* **Work to do**: Set down, exactly as written, the lines from the top of the data to the line that holds "</fuel-app>", and omit the pictures.

* **Material**:
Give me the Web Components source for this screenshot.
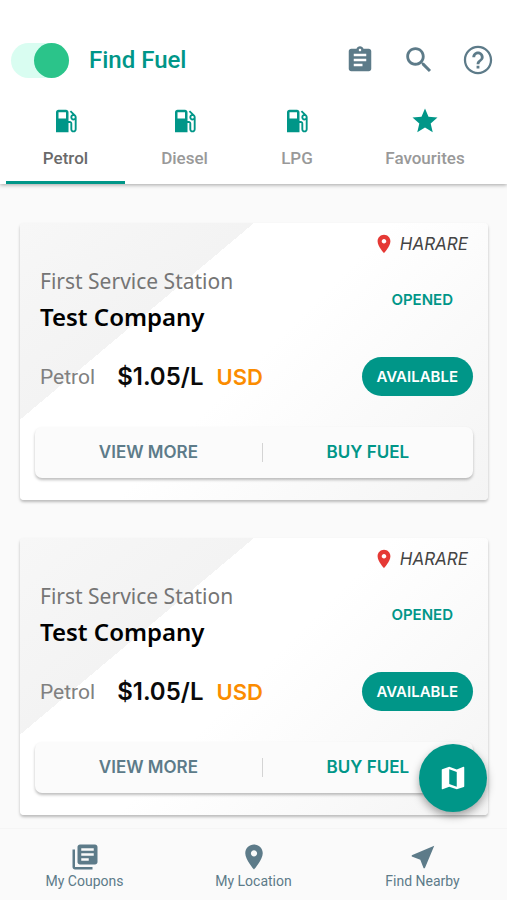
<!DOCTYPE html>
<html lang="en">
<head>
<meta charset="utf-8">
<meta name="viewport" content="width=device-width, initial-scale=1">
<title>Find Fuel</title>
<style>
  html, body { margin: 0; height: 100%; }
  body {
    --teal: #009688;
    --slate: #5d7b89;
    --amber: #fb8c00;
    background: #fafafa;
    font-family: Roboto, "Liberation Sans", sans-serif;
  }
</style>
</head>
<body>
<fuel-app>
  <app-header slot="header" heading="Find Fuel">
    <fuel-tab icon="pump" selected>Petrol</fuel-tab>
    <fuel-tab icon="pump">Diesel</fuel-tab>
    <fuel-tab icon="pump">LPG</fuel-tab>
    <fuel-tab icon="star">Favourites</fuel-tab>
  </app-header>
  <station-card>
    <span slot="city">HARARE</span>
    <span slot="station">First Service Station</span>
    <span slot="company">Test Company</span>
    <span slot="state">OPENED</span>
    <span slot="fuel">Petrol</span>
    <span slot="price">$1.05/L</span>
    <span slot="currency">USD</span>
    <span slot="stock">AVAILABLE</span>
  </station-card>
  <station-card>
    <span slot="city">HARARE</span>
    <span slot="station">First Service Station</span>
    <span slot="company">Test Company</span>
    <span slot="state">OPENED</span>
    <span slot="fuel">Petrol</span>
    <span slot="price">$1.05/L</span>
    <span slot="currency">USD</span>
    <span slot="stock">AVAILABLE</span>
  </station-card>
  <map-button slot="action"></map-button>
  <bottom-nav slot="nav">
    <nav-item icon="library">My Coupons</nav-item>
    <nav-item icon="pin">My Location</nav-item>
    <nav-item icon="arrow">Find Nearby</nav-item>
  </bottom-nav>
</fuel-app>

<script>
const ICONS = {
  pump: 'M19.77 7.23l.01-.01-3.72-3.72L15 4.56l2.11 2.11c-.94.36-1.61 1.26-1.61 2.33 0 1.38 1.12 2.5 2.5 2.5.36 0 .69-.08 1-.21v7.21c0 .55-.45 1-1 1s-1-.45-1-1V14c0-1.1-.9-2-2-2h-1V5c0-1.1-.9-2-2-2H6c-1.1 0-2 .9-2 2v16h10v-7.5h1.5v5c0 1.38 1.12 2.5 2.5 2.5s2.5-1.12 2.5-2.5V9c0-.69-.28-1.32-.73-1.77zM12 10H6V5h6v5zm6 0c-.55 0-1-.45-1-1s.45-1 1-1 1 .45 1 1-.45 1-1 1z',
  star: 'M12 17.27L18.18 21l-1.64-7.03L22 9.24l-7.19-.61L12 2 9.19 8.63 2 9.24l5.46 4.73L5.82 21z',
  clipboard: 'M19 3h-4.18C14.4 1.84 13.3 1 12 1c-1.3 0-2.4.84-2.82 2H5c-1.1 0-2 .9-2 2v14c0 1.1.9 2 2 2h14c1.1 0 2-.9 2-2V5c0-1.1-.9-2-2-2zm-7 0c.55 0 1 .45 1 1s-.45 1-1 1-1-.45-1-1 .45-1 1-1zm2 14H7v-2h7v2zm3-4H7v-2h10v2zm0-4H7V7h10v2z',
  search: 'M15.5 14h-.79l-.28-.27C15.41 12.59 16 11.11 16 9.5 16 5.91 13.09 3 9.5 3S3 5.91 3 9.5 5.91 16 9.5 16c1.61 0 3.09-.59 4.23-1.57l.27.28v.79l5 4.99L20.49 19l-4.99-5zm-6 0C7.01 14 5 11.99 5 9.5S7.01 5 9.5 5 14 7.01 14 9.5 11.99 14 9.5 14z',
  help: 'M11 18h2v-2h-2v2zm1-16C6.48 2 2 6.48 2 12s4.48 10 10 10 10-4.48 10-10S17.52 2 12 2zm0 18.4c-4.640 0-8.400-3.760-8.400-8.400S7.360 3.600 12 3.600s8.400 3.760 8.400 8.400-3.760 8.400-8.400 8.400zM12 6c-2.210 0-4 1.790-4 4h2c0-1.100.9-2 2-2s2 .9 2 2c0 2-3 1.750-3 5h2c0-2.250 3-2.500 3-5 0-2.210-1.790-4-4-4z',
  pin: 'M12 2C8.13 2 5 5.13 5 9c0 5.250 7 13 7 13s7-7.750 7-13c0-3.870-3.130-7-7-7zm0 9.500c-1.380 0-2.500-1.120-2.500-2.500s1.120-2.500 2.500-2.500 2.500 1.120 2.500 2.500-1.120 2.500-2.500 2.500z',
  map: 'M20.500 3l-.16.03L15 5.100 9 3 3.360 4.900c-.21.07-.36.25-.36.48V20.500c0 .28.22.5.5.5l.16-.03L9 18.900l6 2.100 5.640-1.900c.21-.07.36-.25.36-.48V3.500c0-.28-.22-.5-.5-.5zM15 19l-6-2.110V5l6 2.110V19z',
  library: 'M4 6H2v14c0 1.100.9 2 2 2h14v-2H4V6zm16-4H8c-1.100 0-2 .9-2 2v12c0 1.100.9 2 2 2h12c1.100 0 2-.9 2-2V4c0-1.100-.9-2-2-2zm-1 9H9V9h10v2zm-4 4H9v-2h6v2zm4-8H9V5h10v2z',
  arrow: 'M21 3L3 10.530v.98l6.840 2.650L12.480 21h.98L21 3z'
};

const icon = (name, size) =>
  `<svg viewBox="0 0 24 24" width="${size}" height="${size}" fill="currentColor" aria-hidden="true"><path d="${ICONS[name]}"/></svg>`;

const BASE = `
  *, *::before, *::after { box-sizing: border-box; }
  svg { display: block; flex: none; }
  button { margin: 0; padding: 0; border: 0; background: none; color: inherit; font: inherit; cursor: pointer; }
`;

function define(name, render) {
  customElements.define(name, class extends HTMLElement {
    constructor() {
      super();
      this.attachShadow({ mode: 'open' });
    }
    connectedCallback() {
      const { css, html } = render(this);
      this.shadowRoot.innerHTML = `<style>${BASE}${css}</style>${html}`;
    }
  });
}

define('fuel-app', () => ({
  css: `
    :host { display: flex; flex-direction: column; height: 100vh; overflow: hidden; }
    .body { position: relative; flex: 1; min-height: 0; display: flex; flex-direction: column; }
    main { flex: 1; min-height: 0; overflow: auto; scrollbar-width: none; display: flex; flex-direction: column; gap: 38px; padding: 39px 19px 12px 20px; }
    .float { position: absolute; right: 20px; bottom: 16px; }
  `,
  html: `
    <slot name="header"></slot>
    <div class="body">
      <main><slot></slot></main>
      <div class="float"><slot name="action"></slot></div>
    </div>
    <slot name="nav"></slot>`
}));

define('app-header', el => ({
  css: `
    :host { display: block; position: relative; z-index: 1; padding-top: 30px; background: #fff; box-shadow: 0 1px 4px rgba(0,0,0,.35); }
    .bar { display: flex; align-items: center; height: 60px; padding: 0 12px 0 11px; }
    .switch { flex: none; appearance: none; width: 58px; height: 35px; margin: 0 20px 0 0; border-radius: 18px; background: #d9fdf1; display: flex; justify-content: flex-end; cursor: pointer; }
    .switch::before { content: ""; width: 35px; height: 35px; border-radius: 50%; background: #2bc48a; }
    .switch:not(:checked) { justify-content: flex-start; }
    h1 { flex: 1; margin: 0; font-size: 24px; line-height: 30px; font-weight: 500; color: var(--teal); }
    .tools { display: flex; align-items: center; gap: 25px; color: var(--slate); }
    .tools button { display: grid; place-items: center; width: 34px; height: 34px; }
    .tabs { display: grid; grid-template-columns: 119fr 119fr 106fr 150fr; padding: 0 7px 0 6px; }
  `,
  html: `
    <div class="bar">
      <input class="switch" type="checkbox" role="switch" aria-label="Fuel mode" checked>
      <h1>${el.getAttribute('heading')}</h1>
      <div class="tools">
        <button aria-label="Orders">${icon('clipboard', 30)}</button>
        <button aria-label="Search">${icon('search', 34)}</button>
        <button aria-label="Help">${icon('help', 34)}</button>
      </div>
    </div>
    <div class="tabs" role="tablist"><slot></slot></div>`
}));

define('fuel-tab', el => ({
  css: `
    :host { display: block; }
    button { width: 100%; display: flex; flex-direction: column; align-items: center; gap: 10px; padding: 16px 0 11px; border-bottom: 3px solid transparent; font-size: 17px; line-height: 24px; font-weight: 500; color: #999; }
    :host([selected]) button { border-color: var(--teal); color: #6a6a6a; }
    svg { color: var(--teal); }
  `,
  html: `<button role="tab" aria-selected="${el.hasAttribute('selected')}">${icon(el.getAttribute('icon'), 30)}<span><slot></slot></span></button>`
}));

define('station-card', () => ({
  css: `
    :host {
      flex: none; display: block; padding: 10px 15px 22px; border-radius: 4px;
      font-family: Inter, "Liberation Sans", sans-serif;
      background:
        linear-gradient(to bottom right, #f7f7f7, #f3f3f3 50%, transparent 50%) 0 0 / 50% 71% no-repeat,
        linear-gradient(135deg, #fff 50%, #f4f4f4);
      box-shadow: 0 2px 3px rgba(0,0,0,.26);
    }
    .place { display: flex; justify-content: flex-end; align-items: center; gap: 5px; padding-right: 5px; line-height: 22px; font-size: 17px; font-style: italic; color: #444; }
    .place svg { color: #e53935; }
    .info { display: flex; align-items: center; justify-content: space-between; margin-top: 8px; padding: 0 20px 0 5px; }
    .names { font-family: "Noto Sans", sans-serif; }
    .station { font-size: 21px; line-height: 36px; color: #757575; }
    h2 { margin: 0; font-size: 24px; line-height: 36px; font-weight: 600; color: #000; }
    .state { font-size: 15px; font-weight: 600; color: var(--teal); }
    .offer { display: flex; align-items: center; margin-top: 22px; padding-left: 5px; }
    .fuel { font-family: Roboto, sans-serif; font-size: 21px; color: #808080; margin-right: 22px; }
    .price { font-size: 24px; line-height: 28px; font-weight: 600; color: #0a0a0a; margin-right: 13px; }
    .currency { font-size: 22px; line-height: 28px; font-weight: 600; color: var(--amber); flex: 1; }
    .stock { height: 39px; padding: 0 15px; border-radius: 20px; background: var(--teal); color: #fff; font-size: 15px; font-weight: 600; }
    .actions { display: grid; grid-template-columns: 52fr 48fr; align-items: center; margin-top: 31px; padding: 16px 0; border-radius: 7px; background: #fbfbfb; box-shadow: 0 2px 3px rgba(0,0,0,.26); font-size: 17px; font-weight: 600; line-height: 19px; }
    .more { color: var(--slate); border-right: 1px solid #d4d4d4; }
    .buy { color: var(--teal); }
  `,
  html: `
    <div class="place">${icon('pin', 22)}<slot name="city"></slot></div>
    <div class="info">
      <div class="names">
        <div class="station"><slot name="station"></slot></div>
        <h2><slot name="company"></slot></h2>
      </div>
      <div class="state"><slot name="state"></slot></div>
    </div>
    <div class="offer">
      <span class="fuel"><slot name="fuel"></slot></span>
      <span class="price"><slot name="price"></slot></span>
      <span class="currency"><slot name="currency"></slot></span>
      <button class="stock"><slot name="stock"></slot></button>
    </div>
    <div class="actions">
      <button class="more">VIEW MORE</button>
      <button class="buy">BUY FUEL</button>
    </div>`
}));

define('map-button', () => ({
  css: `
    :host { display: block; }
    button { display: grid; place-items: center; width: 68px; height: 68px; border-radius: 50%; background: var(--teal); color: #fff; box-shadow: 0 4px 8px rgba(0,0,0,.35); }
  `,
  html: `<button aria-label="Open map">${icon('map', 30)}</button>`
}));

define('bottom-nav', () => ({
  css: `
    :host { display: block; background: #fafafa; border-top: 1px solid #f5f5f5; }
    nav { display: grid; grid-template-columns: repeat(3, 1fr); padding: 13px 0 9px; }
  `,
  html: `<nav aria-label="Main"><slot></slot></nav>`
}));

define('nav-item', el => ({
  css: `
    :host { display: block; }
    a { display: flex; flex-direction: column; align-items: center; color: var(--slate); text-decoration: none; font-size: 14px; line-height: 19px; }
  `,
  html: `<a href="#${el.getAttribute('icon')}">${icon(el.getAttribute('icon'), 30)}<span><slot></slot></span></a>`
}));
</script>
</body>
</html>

* **Task output**:
Give me the Web Components source for this screenshot.
<!DOCTYPE html>
<html lang="en">
<head>
<meta charset="utf-8">
<meta name="viewport" content="width=device-width, initial-scale=1">
<title>Find Fuel</title>
<style>
  html, body { margin: 0; height: 100%; }
  body {
    --teal: #009688;
    --slate: #5d7b89;
    --amber: #fb8c00;
    background: #fafafa;
    font-family: Roboto, "Liberation Sans", sans-serif;
  }
</style>
</head>
<body>
<fuel-app>
  <app-header slot="header" heading="Find Fuel">
    <fuel-tab icon="pump" selected>Petrol</fuel-tab>
    <fuel-tab icon="pump">Diesel</fuel-tab>
    <fuel-tab icon="pump">LPG</fuel-tab>
    <fuel-tab icon="star">Favourites</fuel-tab>
  </app-header>
  <station-card>
    <span slot="city">HARARE</span>
    <span slot="station">First Service Station</span>
    <span slot="company">Test Company</span>
    <span slot="state">OPENED</span>
    <span slot="fuel">Petrol</span>
    <span slot="price">$1.05/L</span>
    <span slot="currency">USD</span>
    <span slot="stock">AVAILABLE</span>
  </station-card>
  <station-card>
    <span slot="city">HARARE</span>
    <span slot="station">First Service Station</span>
    <span slot="company">Test Company</span>
    <span slot="state">OPENED</span>
    <span slot="fuel">Petrol</span>
    <span slot="price">$1.05/L</span>
    <span slot="currency">USD</span>
    <span slot="stock">AVAILABLE</span>
  </station-card>
  <map-button slot="action"></map-button>
  <bottom-nav slot="nav">
    <nav-item icon="library">My Coupons</nav-item>
    <nav-item icon="pin">My Location</nav-item>
    <nav-item icon="arrow">Find Nearby</nav-item>
  </bottom-nav>
</fuel-app>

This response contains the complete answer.